### OBJECTIVE
Retype the complete listing exactly as it appears.

[Start SUPPLIED DATA]

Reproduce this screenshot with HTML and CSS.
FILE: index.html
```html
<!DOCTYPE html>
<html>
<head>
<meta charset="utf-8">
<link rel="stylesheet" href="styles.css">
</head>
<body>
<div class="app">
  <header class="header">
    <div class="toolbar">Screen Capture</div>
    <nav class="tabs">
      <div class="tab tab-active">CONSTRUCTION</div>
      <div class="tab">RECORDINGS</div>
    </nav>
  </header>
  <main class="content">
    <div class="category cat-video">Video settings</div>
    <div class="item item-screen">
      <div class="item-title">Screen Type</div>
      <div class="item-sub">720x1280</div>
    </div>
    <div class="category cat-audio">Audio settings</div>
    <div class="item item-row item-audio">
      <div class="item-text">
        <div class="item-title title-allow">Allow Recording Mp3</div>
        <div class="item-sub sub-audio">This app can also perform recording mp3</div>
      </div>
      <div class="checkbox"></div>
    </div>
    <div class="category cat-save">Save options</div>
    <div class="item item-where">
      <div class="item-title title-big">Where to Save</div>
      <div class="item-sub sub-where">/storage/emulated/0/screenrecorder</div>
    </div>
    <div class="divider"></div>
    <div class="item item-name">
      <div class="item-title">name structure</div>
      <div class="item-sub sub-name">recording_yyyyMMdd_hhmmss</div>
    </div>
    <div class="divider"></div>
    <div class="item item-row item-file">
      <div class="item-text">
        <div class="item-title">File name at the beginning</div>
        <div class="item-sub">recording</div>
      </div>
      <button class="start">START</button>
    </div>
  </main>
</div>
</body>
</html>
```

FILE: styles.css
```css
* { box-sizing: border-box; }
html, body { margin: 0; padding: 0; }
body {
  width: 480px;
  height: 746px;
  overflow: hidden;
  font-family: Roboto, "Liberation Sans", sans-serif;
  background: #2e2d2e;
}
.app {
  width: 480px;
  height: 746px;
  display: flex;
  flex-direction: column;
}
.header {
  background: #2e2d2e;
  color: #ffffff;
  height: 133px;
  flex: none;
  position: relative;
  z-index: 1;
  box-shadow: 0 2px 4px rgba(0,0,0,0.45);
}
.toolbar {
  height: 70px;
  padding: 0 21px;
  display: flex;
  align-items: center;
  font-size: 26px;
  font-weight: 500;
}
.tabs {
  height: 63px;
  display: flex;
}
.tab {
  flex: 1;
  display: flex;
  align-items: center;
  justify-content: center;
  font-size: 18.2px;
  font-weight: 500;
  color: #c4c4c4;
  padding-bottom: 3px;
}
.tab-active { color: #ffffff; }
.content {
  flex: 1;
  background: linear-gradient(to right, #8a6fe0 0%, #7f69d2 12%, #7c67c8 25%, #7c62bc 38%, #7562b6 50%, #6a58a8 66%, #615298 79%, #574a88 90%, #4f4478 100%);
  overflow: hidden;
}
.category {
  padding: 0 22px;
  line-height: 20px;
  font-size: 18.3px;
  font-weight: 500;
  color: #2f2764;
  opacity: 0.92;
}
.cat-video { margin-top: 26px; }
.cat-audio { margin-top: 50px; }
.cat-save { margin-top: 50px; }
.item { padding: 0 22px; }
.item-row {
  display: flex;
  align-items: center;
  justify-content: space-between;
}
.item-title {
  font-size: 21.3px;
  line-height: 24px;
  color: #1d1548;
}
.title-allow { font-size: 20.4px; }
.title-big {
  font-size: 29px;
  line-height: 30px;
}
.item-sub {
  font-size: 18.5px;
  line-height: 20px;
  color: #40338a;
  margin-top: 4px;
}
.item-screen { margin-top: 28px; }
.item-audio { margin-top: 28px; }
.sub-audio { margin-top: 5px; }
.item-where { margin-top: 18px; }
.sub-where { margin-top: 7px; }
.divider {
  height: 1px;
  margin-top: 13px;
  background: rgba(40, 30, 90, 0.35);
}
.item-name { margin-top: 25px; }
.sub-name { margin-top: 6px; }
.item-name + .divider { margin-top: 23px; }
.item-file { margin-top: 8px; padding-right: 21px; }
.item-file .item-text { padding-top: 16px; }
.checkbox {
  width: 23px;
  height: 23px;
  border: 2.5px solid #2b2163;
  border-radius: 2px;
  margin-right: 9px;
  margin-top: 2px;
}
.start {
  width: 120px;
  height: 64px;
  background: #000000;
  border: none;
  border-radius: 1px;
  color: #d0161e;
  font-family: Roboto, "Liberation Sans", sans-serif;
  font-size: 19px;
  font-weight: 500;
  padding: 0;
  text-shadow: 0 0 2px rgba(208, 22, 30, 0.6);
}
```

[End SUPPLIED DATA]

### RESPONSE
Reproduce this screenshot with HTML and CSS.
FILE: index.html
```html
<!DOCTYPE html>
<html>
<head>
<meta charset="utf-8">
<link rel="stylesheet" href="styles.css">
</head>
<body>
<div class="app">
  <header class="header">
    <div class="toolbar">Screen Capture</div>
    <nav class="tabs">
      <div class="tab tab-active">CONSTRUCTION</div>
      <div class="tab">RECORDINGS</div>
    </nav>
  </header>
  <main class="content">
    <div class="category cat-video">Video settings</div>
    <div class="item item-screen">
      <div class="item-title">Screen Type</div>
      <div class="item-sub">720x1280</div>
    </div>
    <div class="category cat-audio">Audio settings</div>
    <div class="item item-row item-audio">
      <div class="item-text">
        <div class="item-title title-allow">Allow Recording Mp3</div>
        <div class="item-sub sub-audio">This app can also perform recording mp3</div>
      </div>
      <div class="checkbox"></div>
    </div>
    <div class="category cat-save">Save options</div>
    <div class="item item-where">
      <div class="item-title title-big">Where to Save</div>
      <div class="item-sub sub-where">/storage/emulated/0/screenrecorder</div>
    </div>
    <div class="divider"></div>
    <div class="item item-name">
      <div class="item-title">name structure</div>
      <div class="item-sub sub-name">recording_yyyyMMdd_hhmmss</div>
    </div>
    <div class="divider"></div>
    <div class="item item-row item-file">
      <div class="item-text">
        <div class="item-title">File name at the beginning</div>
        <div class="item-sub">recording</div>
      </div>
      <button class="start">START</button>
    </div>
  </main>
</div>
</body>
</html>
```

FILE: styles.css
```css
* { box-sizing: border-box; }
html, body { margin: 0; padding: 0; }
body {
  width: 480px;
  height: 746px;
  overflow: hidden;
  font-family: Roboto, "Liberation Sans", sans-serif;
  background: #2e2d2e;
}
.app {
  width: 480px;
  height: 746px;
  display: flex;
  flex-direction: column;
}
.header {
  background: #2e2d2e;
  color: #ffffff;
  height: 133px;
  flex: none;
  position: relative;
  z-index: 1;
  box-shadow: 0 2px 4px rgba(0,0,0,0.45);
}
.toolbar {
  height: 70px;
  padding: 0 21px;
  display: flex;
  align-items: center;
  font-size: 26px;
  font-weight: 500;
}
.tabs {
  height: 63px;
  display: flex;
}
.tab {
  flex: 1;
  display: flex;
  align-items: center;
  justify-content: center;
  font-size: 18.2px;
  font-weight: 500;
  color: #c4c4c4;
  padding-bottom: 3px;
}
.tab-active { color: #ffffff; }
.content {
  flex: 1;
  background: linear-gradient(to right, #8a6fe0 0%, #7f69d2 12%, #7c67c8 25%, #7c62bc 38%, #7562b6 50%, #6a58a8 66%, #615298 79%, #574a88 90%, #4f4478 100%);
  overflow: hidden;
}
.category {
  padding: 0 22px;
  line-height: 20px;
  font-size: 18.3px;
  font-weight: 500;
  color: #2f2764;
  opacity: 0.92;
}
.cat-video { margin-top: 26px; }
.cat-audio { margin-top: 50px; }
.cat-save { margin-top: 50px; }
.item { padding: 0 22px; }
.item-row {
  display: flex;
  align-items: center;
  justify-content: space-between;
}
.item-title {
  font-size: 21.3px;
  line-height: 24px;
  color: #1d1548;
}
.title-allow { font-size: 20.4px; }
.title-big {
  font-size: 29px;
  line-height: 30px;
}
.item-sub {
  font-size: 18.5px;
  line-height: 20px;
  color: #40338a;
  margin-top: 4px;
}
.item-screen { margin-top: 28px; }
.item-audio { margin-top: 28px; }
.sub-audio { margin-top: 5px; }
.item-where { margin-top: 18px; }
.sub-where { margin-top: 7px; }
.divider {
  height: 1px;
  margin-top: 13px;
  background: rgba(40, 30, 90, 0.35);
}
.item-name { margin-top: 25px; }
.sub-name { margin-top: 6px; }
.item-name + .divider { margin-top: 23px; }
.item-file { margin-top: 8px; padding-right: 21px; }
.item-file .item-text { padding-top: 16px; }
.checkbox {
  width: 23px;
  height: 23px;
  border: 2.5px solid #2b2163;
  border-radius: 2px;
  margin-right: 9px;
  margin-top: 2px;
}
.start {
  width: 120px;
  height: 64px;
  background: #000000;
  border: none;
  border-radius: 1px;
  color: #d0161e;
  font-family: Roboto, "Liberation Sans", sans-serif;
  font-size: 19px;
  font-weight: 500;
  padding: 0;
  text-shadow: 0 0 2px rgba(208, 22, 30, 0.6);
}
```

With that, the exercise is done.